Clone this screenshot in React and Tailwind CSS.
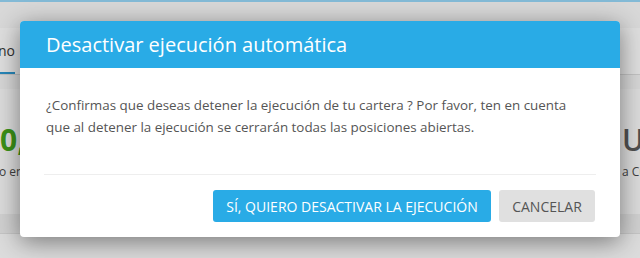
export default function App() {
  const font = { fontFamily: '"Open Sans", "Noto Sans", sans-serif' };

  return (
    <div className="relative w-[640px] h-[258px] overflow-hidden bg-[#e4e4e4]" style={font}>
      {/* Page behind the backdrop */}
      <div className="flex flex-col h-full">
        <div className="h-[2px] bg-[#8cc6e4]" />
        <div className="h-[26px] bg-[#e6e6e6]" />
        <div className="h-[47px] flex items-stretch bg-[#ececec] border-b border-[#cfcfcf]">
          <div className="flex items-center -ml-[2px] border-b-2 border-[#2a8fc4] text-[14px] text-[#333]">
            no
          </div>
        </div>
        <div className="h-[14px]" />
        <div className="flex justify-between h-[125px] bg-[#e9e9e9]">
          <div className="flex flex-col pt-[36px]">
            <span className="text-[30px] font-bold leading-[30px] text-[#3f9a1a]">0,</span>
            <span className="mt-[8px] text-[12px] text-[#444] -ml-[1px]">o en</span>
          </div>
          <div className="flex flex-col items-start pt-[36px] w-[18px] overflow-hidden">
            <span className="text-[30px] font-semibold leading-[30px] text-[#555]">U</span>
            <span className="mt-[8px] text-[12px] text-[#444] whitespace-nowrap">a Cu</span>
          </div>
        </div>
        <div className="h-[20px] bg-[#dedede] border-b border-[#d2d2d2]" />
        <div className="flex-1 bg-[#eaeaea]" />
      </div>

      {/* Backdrop */}
      <div className="absolute inset-0 bg-black/[0.06]" />

      {/* Modal */}
      <div className="absolute left-[20px] top-[21px] w-[600px] h-[216px] bg-white rounded-[4px] shadow-[0_5px_25px_rgba(0,0,0,0.45)] flex flex-col overflow-hidden">
        <div className="h-[47px] bg-[#29abe6] flex items-center px-[26px]">
          <h1 className="text-[20px] text-white leading-none">Desactivar ejecución automática</h1>
        </div>
        <div className="px-[26px] pt-[26px] text-[13.4px] leading-[22px] text-[#555]">
          <p>
            ¿Confirmas que deseas detener la ejecución de tu cartera ? Por favor, ten en cuenta
            <br />
            que al detener la ejecución se cerrarán todas las posiciones abiertas.
          </p>
        </div>
        <div className="mx-[24px] mt-[36px] border-t border-[#eeeeee]" />
        <div className="flex justify-end gap-[8px] px-[25px] pt-[15px]">
          <button className="h-[32px] w-[278px] bg-[#29abe6] text-white text-[14px] rounded-[3px] uppercase">
            Sí, quiero desactivar la ejecución
          </button>
          <button className="h-[32px] w-[96px] bg-[#e0e0e0] text-[#555] text-[14px] rounded-[3px] uppercase">
            Cancelar
          </button>
        </div>
      </div>
    </div>
  );
}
= = = = = = =
» **Problem description**
Each line of the data is to be duplicated exactly; pictures stay out of the copy.

» **In response**
Clone this screenshot in React and Tailwind CSS.
export default function App() {
  const font = { fontFamily: '"Open Sans", "Noto Sans", sans-serif' };

  return (
    <div className="relative w-[640px] h-[258px] overflow-hidden bg-[#e4e4e4]" style={font}>
      {/* Page behind the backdrop */}
      <div className="flex flex-col h-full">
        <div className="h-[2px] bg-[#8cc6e4]" />
        <div className="h-[26px] bg-[#e6e6e6]" />
        <div className="h-[47px] flex items-stretch bg-[#ececec] border-b border-[#cfcfcf]">
          <div className="flex items-center -ml-[2px] border-b-2 border-[#2a8fc4] text-[14px] text-[#333]">
            no
          </div>
        </div>
        <div className="h-[14px]" />
        <div className="flex justify-between h-[125px] bg-[#e9e9e9]">
          <div className="flex flex-col pt-[36px]">
            <span className="text-[30px] font-bold leading-[30px] text-[#3f9a1a]">0,</span>
            <span className="mt-[8px] text-[12px] text-[#444] -ml-[1px]">o en</span>
          </div>
          <div className="flex flex-col items-start pt-[36px] w-[18px] overflow-hidden">
            <span className="text-[30px] font-semibold leading-[30px] text-[#555]">U</span>
            <span className="mt-[8px] text-[12px] text-[#444] whitespace-nowrap">a Cu</span>
          </div>
        </div>
        <div className="h-[20px] bg-[#dedede] border-b border-[#d2d2d2]" />
        <div className="flex-1 bg-[#eaeaea]" />
      </div>

      {/* Backdrop */}
      <div className="absolute inset-0 bg-black/[0.06]" />

      {/* Modal */}
      <div className="absolute left-[20px] top-[21px] w-[600px] h-[216px] bg-white rounded-[4px] shadow-[0_5px_25px_rgba(0,0,0,0.45)] flex flex-col overflow-hidden">
        <div className="h-[47px] bg-[#29abe6] flex items-center px-[26px]">
          <h1 className="text-[20px] text-white leading-none">Desactivar ejecución automática</h1>
        </div>
        <div className="px-[26px] pt-[26px] text-[13.4px] leading-[22px] text-[#555]">
          <p>
            ¿Confirmas que deseas detener la ejecución de tu cartera ? Por favor, ten en cuenta
            <br />
            que al detener la ejecución se cerrarán todas las posiciones abiertas.
          </p>
        </div>
        <div className="mx-[24px] mt-[36px] border-t border-[#eeeeee]" />
        <div className="flex justify-end gap-[8px] px-[25px] pt-[15px]">
          <button className="h-[32px] w-[278px] bg-[#29abe6] text-white text-[14px] rounded-[3px] uppercase">
            Sí, quiero desactivar la ejecución
          </button>
          <button className="h-[32px] w-[96px] bg-[#e0e0e0] text-[#555] text-[14px] rounded-[3px] uppercase">
            Cancelar
          </button>
        </div>
      </div>
    </div>
  );
}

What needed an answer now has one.